How Often Should Commercial Kitchen Hoods Be Cleaned?

How often commercial kitchen hoods must be cleaned isn't one number — NFPA 96 sets four frequency tiers plus a grease-depth trigger most operators have never heard of. Here's how to find your category and what DMV fire marshals actually expect.

QS
Qwick Services Team
7 min read
How Often Should Commercial Kitchen Hoods Be Cleaned?

A fire marshal pulls a baffle filter off your hood, runs a gloved finger along the inside of the plenum, and holds it up. There is a quarter-inch of soft grease on the metal. The question that follows is the one every restaurant operator eventually faces: "When was this last cleaned?" And the answer — quarterly, like the contract says — turns out not to be the right answer for this kitchen.

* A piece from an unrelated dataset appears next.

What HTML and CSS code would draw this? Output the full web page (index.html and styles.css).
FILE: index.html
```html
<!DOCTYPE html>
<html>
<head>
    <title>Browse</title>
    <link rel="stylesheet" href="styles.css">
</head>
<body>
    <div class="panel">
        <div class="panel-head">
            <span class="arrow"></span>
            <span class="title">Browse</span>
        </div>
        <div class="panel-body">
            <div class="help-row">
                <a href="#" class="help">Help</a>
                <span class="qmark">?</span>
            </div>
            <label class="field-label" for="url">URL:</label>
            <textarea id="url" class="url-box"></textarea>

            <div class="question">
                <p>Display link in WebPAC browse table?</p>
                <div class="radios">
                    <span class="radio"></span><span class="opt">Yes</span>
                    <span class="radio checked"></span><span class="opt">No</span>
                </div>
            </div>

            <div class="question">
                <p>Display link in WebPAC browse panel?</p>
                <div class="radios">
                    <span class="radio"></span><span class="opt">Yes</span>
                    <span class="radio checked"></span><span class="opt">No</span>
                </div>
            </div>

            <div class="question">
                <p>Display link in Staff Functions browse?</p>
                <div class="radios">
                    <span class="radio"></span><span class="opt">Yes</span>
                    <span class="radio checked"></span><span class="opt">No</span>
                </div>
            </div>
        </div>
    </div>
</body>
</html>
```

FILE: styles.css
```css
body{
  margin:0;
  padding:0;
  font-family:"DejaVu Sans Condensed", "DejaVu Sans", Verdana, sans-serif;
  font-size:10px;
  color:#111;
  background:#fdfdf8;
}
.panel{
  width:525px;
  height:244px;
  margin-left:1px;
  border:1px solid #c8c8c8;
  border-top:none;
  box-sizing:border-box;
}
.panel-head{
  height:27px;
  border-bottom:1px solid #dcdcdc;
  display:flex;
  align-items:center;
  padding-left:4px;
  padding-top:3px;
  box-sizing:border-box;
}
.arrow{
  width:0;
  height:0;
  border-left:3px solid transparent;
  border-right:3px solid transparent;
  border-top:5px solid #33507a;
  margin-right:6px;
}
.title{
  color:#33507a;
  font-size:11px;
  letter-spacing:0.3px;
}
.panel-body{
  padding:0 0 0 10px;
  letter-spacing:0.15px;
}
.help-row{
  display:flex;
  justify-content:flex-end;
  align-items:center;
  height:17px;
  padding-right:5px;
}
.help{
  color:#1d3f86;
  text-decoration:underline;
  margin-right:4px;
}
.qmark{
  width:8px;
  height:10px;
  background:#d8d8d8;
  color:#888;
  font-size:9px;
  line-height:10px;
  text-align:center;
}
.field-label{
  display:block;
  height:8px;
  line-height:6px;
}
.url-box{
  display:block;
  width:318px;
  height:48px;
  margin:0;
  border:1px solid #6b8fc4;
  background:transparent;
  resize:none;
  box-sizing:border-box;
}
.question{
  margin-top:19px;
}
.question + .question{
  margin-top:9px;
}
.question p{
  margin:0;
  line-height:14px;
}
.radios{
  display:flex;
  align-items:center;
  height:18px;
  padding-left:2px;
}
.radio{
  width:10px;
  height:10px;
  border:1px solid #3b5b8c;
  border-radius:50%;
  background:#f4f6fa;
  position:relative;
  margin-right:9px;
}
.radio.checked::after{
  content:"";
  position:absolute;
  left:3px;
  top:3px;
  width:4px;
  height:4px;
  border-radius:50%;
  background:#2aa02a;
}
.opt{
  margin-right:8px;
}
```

That gap, between what the contract scheduled and what the kitchen actually needed, is where most hood-cleaning trouble lives. The honest answer to "how often should commercial kitchen hoods be cleaned" is not a single number. It is a category your kitchen falls into, plus a condition trigger that can move you up a tier regardless of the calendar.

By the end of this post you will know exactly which NFPA 96 frequency tier your kitchen belongs to, the grease-depth rule that overrides the calendar, the warning signs that mean clean sooner, and what fire marshals across the DC, Maryland, and Virginia region expect on top of the national minimum.

The Four NFPA 96 Frequency Tiers

Restaurant hood cleaning frequency in the United States is governed by NFPA 96, the National Fire Protection Association's Standard for Ventilation Control and Fire Protection of Commercial Cooking Operations. Its inspection-and-cleaning table sorts every commercial kitchen into one of four buckets based on the type and volume of cooking:

  • Monthly — solid-fuel cooking. Any operation cooking over wood, charcoal, or mesquite. Solid fuel produces creosote and heavy carbon deposits that build fast and burn hot, so the standard puts these systems on the most aggressive schedule.
  • Quarterly — high-volume operations. 24-hour kitchens, heavy charbroiling, and wok cooking. These methods throw off a thick, greasy aerosol for hours on end, loading the exhaust system faster than conventional cooking.
  • Semi-annually — moderate-volume operations. The typical sit-down restaurant or busy café running standard gas-range and griddle cooking through a normal service day.
  • Annually — low-volume operations. Churches, day camps, seasonal concessions, senior centers, and other kitchens that cook lightly and infrequently.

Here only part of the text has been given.